Rethinking the 'Problem' of Religious Pluralism in Canada and the European Union
Review of European and Russian Affairs
In recent years the nature of secularism and the rights of religious minorities have come to the fore as issues in debates concerning citizenship, multiculturalism and immigration, both in Canada and the European Union. Unlike earlier campaigns of secularization, these recent discourses of secularisation concern not only the institutional separation of Church and State but seek to protect modern secular society from the perceived threat of various externally rooted religious threats through the
... secularisation of subjects within public spaces.
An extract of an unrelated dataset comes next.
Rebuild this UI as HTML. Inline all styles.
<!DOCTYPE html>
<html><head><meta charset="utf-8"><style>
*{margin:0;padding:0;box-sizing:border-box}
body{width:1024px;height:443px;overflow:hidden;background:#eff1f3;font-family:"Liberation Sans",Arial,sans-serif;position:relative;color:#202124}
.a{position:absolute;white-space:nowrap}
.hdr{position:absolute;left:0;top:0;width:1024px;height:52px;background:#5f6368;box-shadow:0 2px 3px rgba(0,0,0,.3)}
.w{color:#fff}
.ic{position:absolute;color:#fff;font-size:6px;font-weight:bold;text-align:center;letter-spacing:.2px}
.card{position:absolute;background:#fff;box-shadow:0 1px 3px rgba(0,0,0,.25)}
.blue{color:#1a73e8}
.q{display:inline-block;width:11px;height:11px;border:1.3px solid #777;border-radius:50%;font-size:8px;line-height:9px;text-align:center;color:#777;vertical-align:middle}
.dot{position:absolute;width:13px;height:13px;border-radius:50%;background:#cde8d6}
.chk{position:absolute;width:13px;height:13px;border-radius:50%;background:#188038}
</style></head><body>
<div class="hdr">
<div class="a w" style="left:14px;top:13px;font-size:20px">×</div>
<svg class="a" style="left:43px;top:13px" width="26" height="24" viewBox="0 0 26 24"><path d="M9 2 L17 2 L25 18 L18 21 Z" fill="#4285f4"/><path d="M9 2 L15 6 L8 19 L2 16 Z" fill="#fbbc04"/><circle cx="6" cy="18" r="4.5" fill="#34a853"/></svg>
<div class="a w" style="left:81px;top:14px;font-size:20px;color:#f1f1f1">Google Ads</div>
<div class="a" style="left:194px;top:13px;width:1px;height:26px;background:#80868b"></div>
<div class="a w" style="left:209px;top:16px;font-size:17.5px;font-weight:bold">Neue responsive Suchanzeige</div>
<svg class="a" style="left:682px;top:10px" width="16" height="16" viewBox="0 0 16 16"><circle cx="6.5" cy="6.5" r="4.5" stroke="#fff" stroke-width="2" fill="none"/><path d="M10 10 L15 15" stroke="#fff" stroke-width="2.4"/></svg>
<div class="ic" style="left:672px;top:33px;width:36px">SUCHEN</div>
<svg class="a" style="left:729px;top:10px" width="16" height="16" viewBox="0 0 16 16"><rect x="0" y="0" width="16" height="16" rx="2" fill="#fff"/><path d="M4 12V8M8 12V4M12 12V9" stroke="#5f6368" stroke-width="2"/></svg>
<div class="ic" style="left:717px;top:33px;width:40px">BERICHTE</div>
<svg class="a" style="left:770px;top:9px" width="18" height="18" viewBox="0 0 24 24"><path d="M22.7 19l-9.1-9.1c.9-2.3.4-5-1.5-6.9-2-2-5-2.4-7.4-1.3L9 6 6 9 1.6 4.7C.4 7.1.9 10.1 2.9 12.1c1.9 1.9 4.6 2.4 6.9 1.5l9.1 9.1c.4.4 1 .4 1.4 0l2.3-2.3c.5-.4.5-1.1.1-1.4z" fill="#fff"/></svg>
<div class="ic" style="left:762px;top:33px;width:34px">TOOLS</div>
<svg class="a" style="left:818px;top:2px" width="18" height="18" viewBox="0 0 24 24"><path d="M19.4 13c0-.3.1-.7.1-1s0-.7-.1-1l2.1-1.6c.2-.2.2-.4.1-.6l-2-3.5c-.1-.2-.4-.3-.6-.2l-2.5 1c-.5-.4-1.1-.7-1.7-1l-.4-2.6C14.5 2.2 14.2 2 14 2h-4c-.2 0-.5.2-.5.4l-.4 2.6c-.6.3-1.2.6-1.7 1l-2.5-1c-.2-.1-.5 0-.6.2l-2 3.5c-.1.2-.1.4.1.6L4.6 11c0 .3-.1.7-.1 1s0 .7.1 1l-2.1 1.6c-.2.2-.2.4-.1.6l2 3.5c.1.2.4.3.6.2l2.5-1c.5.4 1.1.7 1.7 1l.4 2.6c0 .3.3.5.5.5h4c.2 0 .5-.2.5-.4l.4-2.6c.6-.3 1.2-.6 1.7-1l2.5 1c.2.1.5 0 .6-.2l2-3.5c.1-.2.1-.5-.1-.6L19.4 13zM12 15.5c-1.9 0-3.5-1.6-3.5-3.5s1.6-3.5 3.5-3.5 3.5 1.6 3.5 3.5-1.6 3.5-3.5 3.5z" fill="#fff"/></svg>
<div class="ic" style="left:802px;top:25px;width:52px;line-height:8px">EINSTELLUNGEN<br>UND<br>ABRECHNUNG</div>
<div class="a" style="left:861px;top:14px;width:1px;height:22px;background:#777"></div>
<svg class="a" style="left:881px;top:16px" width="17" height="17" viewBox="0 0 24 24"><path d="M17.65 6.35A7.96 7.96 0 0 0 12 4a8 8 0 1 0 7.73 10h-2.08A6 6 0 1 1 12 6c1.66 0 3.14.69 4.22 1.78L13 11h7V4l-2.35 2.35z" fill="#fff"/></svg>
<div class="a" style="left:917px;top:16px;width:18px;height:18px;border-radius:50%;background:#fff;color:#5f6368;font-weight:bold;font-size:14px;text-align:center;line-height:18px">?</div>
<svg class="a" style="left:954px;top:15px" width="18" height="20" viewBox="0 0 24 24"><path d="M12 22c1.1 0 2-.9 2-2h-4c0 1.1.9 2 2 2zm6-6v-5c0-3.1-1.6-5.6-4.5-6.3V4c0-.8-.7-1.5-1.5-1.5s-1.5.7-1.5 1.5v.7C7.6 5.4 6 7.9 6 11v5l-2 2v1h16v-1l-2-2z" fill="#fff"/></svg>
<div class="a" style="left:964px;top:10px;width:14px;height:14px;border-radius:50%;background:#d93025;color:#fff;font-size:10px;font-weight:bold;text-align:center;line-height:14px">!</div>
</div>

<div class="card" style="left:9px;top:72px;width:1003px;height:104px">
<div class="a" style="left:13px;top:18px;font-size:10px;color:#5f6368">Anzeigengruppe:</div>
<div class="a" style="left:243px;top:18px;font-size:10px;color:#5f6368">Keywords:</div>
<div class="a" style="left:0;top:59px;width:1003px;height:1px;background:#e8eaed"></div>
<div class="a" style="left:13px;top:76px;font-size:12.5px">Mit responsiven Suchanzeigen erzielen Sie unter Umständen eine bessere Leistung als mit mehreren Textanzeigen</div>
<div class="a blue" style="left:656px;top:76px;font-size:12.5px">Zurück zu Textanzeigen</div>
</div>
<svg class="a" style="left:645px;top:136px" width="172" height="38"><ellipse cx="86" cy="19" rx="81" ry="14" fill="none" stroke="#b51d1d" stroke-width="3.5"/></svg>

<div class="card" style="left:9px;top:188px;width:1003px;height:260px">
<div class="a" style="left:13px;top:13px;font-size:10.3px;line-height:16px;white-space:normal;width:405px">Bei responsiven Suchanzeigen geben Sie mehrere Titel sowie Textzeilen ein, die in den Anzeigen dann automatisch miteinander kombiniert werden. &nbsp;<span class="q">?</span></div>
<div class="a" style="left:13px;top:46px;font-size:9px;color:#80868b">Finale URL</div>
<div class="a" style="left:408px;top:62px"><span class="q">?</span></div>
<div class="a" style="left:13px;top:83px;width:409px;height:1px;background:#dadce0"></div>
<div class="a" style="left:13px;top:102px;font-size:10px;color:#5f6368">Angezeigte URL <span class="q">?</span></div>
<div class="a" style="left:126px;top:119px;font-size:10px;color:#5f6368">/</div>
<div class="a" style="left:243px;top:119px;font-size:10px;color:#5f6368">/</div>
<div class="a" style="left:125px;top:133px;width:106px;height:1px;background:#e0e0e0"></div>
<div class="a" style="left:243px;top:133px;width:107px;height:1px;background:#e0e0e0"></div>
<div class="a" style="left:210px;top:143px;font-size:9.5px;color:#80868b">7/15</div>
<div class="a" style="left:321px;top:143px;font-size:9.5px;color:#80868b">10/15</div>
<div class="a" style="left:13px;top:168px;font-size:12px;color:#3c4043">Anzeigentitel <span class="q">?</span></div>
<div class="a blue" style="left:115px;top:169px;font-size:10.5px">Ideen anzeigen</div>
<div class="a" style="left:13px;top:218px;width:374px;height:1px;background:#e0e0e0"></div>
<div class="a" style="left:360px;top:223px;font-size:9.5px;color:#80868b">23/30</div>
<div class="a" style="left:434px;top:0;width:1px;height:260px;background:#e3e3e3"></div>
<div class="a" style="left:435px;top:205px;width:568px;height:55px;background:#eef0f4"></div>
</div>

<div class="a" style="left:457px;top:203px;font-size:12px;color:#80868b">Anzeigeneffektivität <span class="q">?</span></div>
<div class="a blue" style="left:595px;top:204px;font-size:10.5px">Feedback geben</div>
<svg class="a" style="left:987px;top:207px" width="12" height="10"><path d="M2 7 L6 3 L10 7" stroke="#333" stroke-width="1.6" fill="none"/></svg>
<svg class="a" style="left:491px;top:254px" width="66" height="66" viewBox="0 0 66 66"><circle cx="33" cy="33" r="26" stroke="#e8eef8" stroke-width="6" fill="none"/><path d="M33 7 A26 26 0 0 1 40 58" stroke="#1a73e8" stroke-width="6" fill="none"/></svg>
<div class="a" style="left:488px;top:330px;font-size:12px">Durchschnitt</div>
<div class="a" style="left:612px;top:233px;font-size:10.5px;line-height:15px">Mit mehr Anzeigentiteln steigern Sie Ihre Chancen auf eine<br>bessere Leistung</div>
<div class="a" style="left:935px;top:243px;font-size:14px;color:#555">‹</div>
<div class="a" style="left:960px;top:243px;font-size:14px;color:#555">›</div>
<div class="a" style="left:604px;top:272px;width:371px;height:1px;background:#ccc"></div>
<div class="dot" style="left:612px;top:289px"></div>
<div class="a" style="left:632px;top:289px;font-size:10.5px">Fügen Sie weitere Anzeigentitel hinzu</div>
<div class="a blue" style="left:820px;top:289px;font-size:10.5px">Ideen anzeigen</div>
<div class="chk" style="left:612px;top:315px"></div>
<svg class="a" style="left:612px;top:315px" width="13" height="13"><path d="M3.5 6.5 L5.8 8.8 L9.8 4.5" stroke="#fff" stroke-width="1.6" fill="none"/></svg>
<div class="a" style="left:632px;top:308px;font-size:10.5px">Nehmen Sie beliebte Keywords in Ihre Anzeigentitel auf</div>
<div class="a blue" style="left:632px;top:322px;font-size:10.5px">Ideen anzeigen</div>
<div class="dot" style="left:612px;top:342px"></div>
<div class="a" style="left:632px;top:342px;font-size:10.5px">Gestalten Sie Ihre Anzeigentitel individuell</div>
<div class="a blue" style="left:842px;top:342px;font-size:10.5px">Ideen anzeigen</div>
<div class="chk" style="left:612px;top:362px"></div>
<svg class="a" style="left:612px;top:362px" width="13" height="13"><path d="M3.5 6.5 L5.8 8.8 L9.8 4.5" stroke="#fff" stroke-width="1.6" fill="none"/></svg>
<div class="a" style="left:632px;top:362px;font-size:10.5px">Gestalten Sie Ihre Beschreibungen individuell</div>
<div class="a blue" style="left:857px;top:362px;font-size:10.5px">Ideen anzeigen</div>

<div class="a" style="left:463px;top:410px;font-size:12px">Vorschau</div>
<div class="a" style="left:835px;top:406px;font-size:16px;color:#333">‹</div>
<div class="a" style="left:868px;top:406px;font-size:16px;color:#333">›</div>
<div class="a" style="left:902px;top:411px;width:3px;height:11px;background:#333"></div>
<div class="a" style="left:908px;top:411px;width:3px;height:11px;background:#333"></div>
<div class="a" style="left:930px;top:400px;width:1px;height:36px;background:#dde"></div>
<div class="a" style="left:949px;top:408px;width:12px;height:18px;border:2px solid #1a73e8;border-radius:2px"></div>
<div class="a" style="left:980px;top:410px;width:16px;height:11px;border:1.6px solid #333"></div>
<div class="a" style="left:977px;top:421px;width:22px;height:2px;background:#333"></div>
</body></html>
In an attempt to more fully understand this new form of secularisation, the consequences it has had and the debates it has generated in both Canada and the EU, the proposed paper will proceed on four fronts. First, it will outline the earlier discourses and practices of secularisation. Second, the article will posit that we are presently witnessing a different discourse of secularisation, one that is distinct from this earlier form. Third, the article will offer a critique of both discourses, arguing that both involve the deployment of essentialised conceptions of the religious, the secular, and their interaction. Fourth, an alternative approach will be offered, one that seeks to denaturalise the aforementioned categories. The article argues that it is only in this manner that a space and possibility for genuine dialogue concerning secularism and religious pluralism in Canada and the EU can be created.